Joined: 13 Aug 2009, 00:08
Posts: 13
Post Re: Ch. 7.2- Contour Integration ?s
I'll have a go at answering this: The contour integral is defined as the difference between the value of the function at the end points, so:
\int_a^b f^\prime(z) dz = f(b) - f(a)
where {df}/{dz}=f^\prime.

Let's consider this for f(z) = 1/z, as Penrose does. For any closed contour the end points a and b are coincident but for a contour around the break point (the singularity at the origin) their arguments differ by 2\pi, so the answers differ by 2{\pi}i, so f(b) - f(a) = 2{\pi}i.

Penrose's discussion on p126 in chapter 7.2 provides one way of looking at this for closed contours -- the important results are for closed contours.

To address your questions:

(1) The deformation idea is about changing the path to other paths using holomorphic transformations -- for example in the case of f(z)=1/z (RTR page 126), a closed contour around the origin will give a different result for the contour integral than will a closed contour that does not include the origin. In fact, the latter will always give the answer zero because any two end-points chosen will have the same argument; only a closed contour around the origin will have a different argument.
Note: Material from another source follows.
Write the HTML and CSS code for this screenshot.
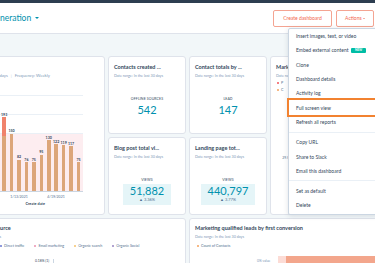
FILE: index.html
```html
<!DOCTYPE html>
<html lang="en">
<head>
    <meta charset="UTF-8">
    <meta name="viewport" content="width=device-width, initial-scale=1.0">
    <title>Lead generation dashboard</title>
    <link rel="stylesheet" href="styles.css">
</head>
<body>
    <div class="topbar"></div>

    <header class="header">
        <div class="dash-title">Lead generation <span class="caret"></span></div>
        <div class="header-actions">
            <button class="btn btn-create">Create dashboard</button>
            <button class="btn btn-actions">Actions <span class="caret caret-small"></span></button>
        </div>
    </header>

    <main class="dashboard">
        <!-- weekly contacts chart -->
        <section class="card card-chart">
            <div class="card-title">Contacts</div>
            <div class="card-date">Date range: In the last 30 days<span class="sep">|</span>Frequency: Weekly</div>
            <div class="plot">
                <div class="slot"><span class="bar-val">193</span><span class="bar bar-split" style="height: 74px"></span></div>
                <div class="slot"><span class="bar-val">150</span><span class="bar" style="height: 57.5px"></span></div>
                <div class="slot"><span class="bar-val">82</span><span class="bar" style="height: 31.4px"></span></div>
                <div class="slot"><span class="bar-val">76</span><span class="bar" style="height: 29.1px"></span></div>
                <div class="slot"><span class="bar-val">75</span><span class="bar" style="height: 28.7px"></span></div>
                <div class="slot"><span class="bar-val">95</span><span class="bar" style="height: 36.4px"></span></div>
                <div class="slot"><span class="bar-val">130</span><span class="bar" style="height: 51px"></span></div>
                <div class="slot"><span class="bar-val">122</span><span class="bar" style="height: 47px"></span></div>
                <div class="slot"><span class="bar-val">119</span><span class="bar" style="height: 45.6px"></span></div>
                <div class="slot"><span class="bar-val">117</span><span class="bar" style="height: 44.8px"></span></div>
                <div class="slot"><span class="bar-val">75</span><span class="bar" style="height: 28.7px"></span></div>
            </div>
            <div class="x-labels">
                <span>1/13/2021</span>
                <span>4/19/2021</span>
            </div>
            <div class="x-title">Create date</div>
        </section>

        <section class="card">
            <div class="card-title">Contacts created ...</div>
            <div class="card-date">Date range: In the last 30 days</div>
            <div class="kpi">
                <div class="kpi-label">Offline sources</div>
                <div class="kpi-value">542</div>
            </div>
        </section>

        <section class="card">
            <div class="card-title">Contact totals by ...</div>
            <div class="card-date">Date range: In the last 30 days</div>
            <div class="kpi">
                <div class="kpi-label">Lead</div>
                <div class="kpi-value">147</div>
            </div>
        </section>

        <section class="card card-tall">
            <div class="card-title">Marketing ...</div>
            <div class="card-date">Date range</div>
            <div class="legend-col">
                <div class="legend-item"><span class="dot dot-red"></span>P</div>
                <div class="legend-item"><span class="dot dot-orange"></span>C</div>
            </div>
            <div class="mini-chart">
                <div class="mini-axis"><span>29.5</span></div>
                <div class="mini-bar"></div>
            </div>
        </section>

        <section class="card">
            <div class="card-title">Blog post total vi...</div>
            <div class="card-date">Date range: In the last 30 days</div>
            <div class="kpi">
                <div class="kpi-label">Views</div>
                <div class="kpi-box">
                    <div class="kpi-value">51,882</div>
                    <div class="kpi-change">&#9650; 3.36%</div>
                </div>
            </div>
        </section>

        <section class="card">
            <div class="card-title">Landing page tot...</div>
            <div class="card-date">Date range: In the last 30 days</div>
            <div class="kpi">
                <div class="kpi-label">Views</div>
                <div class="kpi-box">
                    <div class="kpi-value">440,797</div>
                    <div class="kpi-change">&#9650; 3.77%</div>
                </div>
            </div>
        </section>

        <section class="card card-wide">
            <div class="card-title">Total contacts by source</div>
            <div class="card-date">Date range: In the last 30 days</div>
            <div class="legend-row legend-indent">
                <div class="legend-item"><span class="dot dot-blue"></span>Direct traffic</div>
                <div class="legend-item"><span class="dot dot-pink"></span>Email marketing</div>
                <div class="legend-item"><span class="dot dot-yellow"></span>Organic search</div>
                <div class="legend-item"><span class="dot dot-purple"></span>Organic Social</div>
            </div>
            <div class="pie-label"><span>0.18% (1)</span><span class="tick"></span></div>
        </section>

        <section class="card card-wide">
            <div class="card-title">Marketing qualified leads by first conversion</div>
            <div class="card-date">Date range: In the last 30 days</div>
            <div class="legend-row">
                <div class="legend-item"><span class="dot dot-orange"></span>Count of Contacts</div>
            </div>
            <div class="funnel-row">
                <span class="funnel-label">0% value</span>
                <span class="funnel-bar"></span>
            </div>
        </section>
    </main>

    <div class="menu">
        <div class="menu-group">
            <div class="menu-item">Insert images, text, or video</div>
            <div class="menu-item">Embed external content <span class="badge">NEW</span></div>
            <div class="menu-item">Clone</div>
            <div class="menu-item">Dashboard details</div>
            <div class="menu-item">Activity log</div>
            <div class="menu-item is-marked">Full screen view</div>
            <div class="menu-item">Refresh all reports</div>
        </div>
        <div class="menu-group">
            <div class="menu-item">Copy URL</div>
            <div class="menu-item">Share to Slack</div>
            <div class="menu-item">Email this dashboard</div>
        </div>
        <div class="menu-group">
            <div class="menu-item">Set as default</div>
            <div class="menu-item">Delete</div>
        </div>
    </div>
</body>
</html>
```

FILE: styles.css
```css
body {
    margin: 0;
    width: 375px;
    height: 263px;
    overflow: hidden;
    position: relative;
    background-color: #f2f7f9;
    font-family: 'Lato', 'Liberation Sans', sans-serif;
    color: #33475b;
}

.topbar {
    height: 3px;
    background-color: #2d3e50;
}

.header {
    height: 30px;
    background-color: #fff;
    border-bottom: 1px solid #dfe3eb;
    display: flex;
    align-items: center;
    justify-content: space-between;
    padding-right: 1px;
}

.dash-title {
    margin-left: -28.6px;
    font-size: 8.5px;
    color: #0091ae;
    white-space: nowrap;
    display: flex;
    align-items: center;
    gap: 4px;
}

.caret {
    display: inline-block;
    width: 0;
    height: 0;
    border-left: 2.2px solid transparent;
    border-right: 2.2px solid transparent;
    border-top: 2.5px solid #0091ae;
}

.caret-small {
    border-left-width: 1.4px;
    border-right-width: 1.4px;
    border-top: 1.6px solid #f2664c;
    vertical-align: middle;
}

.header-actions {
    display: flex;
    gap: 4px;
}

.btn {
    height: 17px;
    padding: 0;
    font: inherit;
    font-size: 5px;
    color: #f2664c;
    background-color: #fff;
    border: 1px solid #f4a492;
    border-radius: 2px;
}

.btn-create {
    width: 59px;
}

.btn-actions {
    width: 38px;
}

/* dashboard grid, the page is scrolled a bit to the right */
.dashboard {
    display: grid;
    grid-template-columns: repeat(6, 78px);
    grid-auto-rows: 78px;
    gap: 3px;
    margin-left: -54px;
    padding-top: 22px;
}

.card {
    background-color: #fff;
    border: 1px solid #dfe3eb;
    border-radius: 3px;
    padding: 6px 5px;
    box-sizing: border-box;
    overflow: hidden;
    min-width: 0;
}

.card-chart {
    grid-column: 1 / span 2;
    grid-row: 1 / span 2;
}

.card-tall {
    grid-column: 5 / span 2;
    grid-row: 1 / span 2;
}

.card-wide {
    grid-column: span 3;
    padding-top: 5px;
}

.card-title {
    font-size: 5.5px;
    line-height: 8px;
    font-weight: 700;
    white-space: nowrap;
}

.card-date {
    margin-top: 2px;
    font-size: 3.7px;
    line-height: 5px;
    color: #7c98b6;
    white-space: nowrap;
}

.card-chart .card-date {
    font-size: 4.2px;
}

.sep {
    margin: 0 3px;
    color: #cbd6e2;
}

/* bar chart */
.plot {
    height: 96px;
    margin: 17px 16px 0 0;
    padding-right: 0.8px;
    display: flex;
    align-items: flex-end;
    justify-content: flex-end;
    border-bottom: 1px solid #cbd6e2;
    background:
        repeating-linear-gradient(to bottom, #eaf0f6 0 0.6px, transparent 0.6px 19.2px),
        linear-gradient(to bottom, transparent 39.6%, #fdedf0 39.6%);
}

.slot {
    width: 7.45px;
    display: flex;
    flex-direction: column;
    align-items: center;
}

.bar-val {
    font-size: 3.6px;
    line-height: 4px;
    font-weight: 700;
    margin-bottom: 0.4px;
}

.bar {
    width: 3.6px;
    background-color: #dca67a;
}

.bar-split {
    background: linear-gradient(to bottom, #f0836c 0 25%, #dca67a 25%);
}

.x-labels {
    display: flex;
    justify-content: flex-end;
    gap: 17px;
    margin: 2.5px 16px 0 0;
    padding-right: 17px;
    font-size: 3.5px;
    line-height: 5px;
    color: #516f90;
}

.x-labels span {
    width: 20px;
    text-align: center;
}

.x-title {
    margin: 1px 16px 0 0;
    padding-right: 38px;
    display: flex;
    justify-content: flex-end;
    font-size: 3.8px;
    line-height: 5px;
    font-weight: 700;
}

/* single value reports */
.kpi {
    margin-top: 18.5px;
    display: flex;
    flex-direction: column;
    align-items: center;
}

.kpi-label {
    font-size: 3.5px;
    line-height: 5px;
    text-transform: uppercase;
    letter-spacing: 0.1px;
}

.kpi-value {
    margin-top: 2.5px;
    font-size: 11px;
    line-height: 12px;
    color: #0091ae;
}

.kpi-box {
    margin-top: 1.5px;
    padding: 1px 7px 2px;
    background-color: #e5f5f8;
    display: flex;
    flex-direction: column;
    align-items: center;
}

.kpi-box .kpi-value {
    margin-top: 0;
}

.kpi-change {
    font-size: 4px;
    line-height: 6px;
    color: #516f90;
}

/* legends */
.legend-col {
    margin-top: 1px;
    margin-left: 1px;
}

.legend-row {
    display: flex;
    gap: 10px;
    margin-top: 3px;
    margin-left: 2px;
}

.legend-indent {
    margin-left: 48px;
}

.legend-item {
    font-size: 3.7px;
    line-height: 7px;
    color: #516f90;
    white-space: nowrap;
    display: flex;
    align-items: center;
    gap: 2px;
}

.dot {
    width: 2px;
    height: 2px;
    border-radius: 50%;
}

.dot-red { background-color: #f2545b; }
.dot-orange { background-color: #f5a25d; }
.dot-blue { background-color: #6a78d1; }
.dot-pink { background-color: #ea90b1; }
.dot-yellow { background-color: #f5c26b; }
.dot-purple { background-color: #9784c2; }

.mini-chart {
    display: flex;
    margin-top: 5px;
}

.mini-axis {
    width: 13px;
    padding-top: 58px;
    text-align: right;
    font-size: 3.4px;
    color: #516f90;
}

.mini-bar {
    width: 30px;
    height: 33px;
    background-color: #f5a25d;
}

.pie-label {
    margin: 9.5px 0 0 83px;
    display: flex;
    align-items: center;
    gap: 4px;
    font-size: 3.4px;
    line-height: 5px;
}

.tick {
    width: 0.6px;
    height: 4px;
    background-color: #cbd6e2;
}

.funnel-row {
    margin-top: 7px;
    display: flex;
    align-items: flex-end;
    gap: 8px;
    padding-left: 62px;
}

.funnel-label {
    font-size: 3.4px;
    line-height: 5px;
    color: #7c98b6;
}

.funnel-bar {
    width: 100px;
    height: 8px;
    background: linear-gradient(to right, #fcdcd6 0 8px, #f3a68c 8px);
}

/* actions dropdown */
.menu {
    position: absolute;
    left: 288px;
    top: 28px;
    width: 89px;
    background-color: #fff;
    border: 1px solid #cbd6e2;
    border-radius: 2px;
    box-shadow: 0 1px 5px rgba(45, 62, 80, 0.15);
}

.menu-group {
    padding: 2.5px 0;
}

.menu-group:first-child {
    padding-top: 0;
}

.menu-group:last-child {
    padding-bottom: 1.5px;
}

.menu-group + .menu-group {
    border-top: 1px solid #eaf0f6;
}

.menu-item {
    height: 14.3px;
    padding-left: 7px;
    display: flex;
    align-items: center;
    font-size: 5px;
    white-space: nowrap;
}

.menu-item.is-marked {
    margin-right: 3px;
    outline: 2px solid #f28230;
}

.badge {
    margin-left: 3px;
    padding: 0 3.5px;
    font-size: 3px;
    line-height: 5px;
    font-weight: 700;
    color: #fff;
    background-color: #00bda5;
    border-radius: 1px;
}
```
(2) Results will differ by a constant -- in fact, by 2{\pi}i in this case -- for the reasons given. The path of the contour does not matter (amazingly!) provided it is closed and has the singularity inside it. If the singularity is outside the closed contour then the result of the integral is zero. If the singularity is inside then the result is 2{\pi}i provided the closed contour goes around the singularity once in the anti-clockwise direction (the answer is different if you go around more than once or in a different direction).

(3) Not sure about your final question fragment "will results differ by a constant (radius of closed loop?) but differentiate to the same derivative?". As mentioned above, the radius of the closed loop is irrelevant. Also, the answer to the integration is an actual number (usually complex) -- it's a definite integral -- this means that you cannot differentiate it again and get back to where you started.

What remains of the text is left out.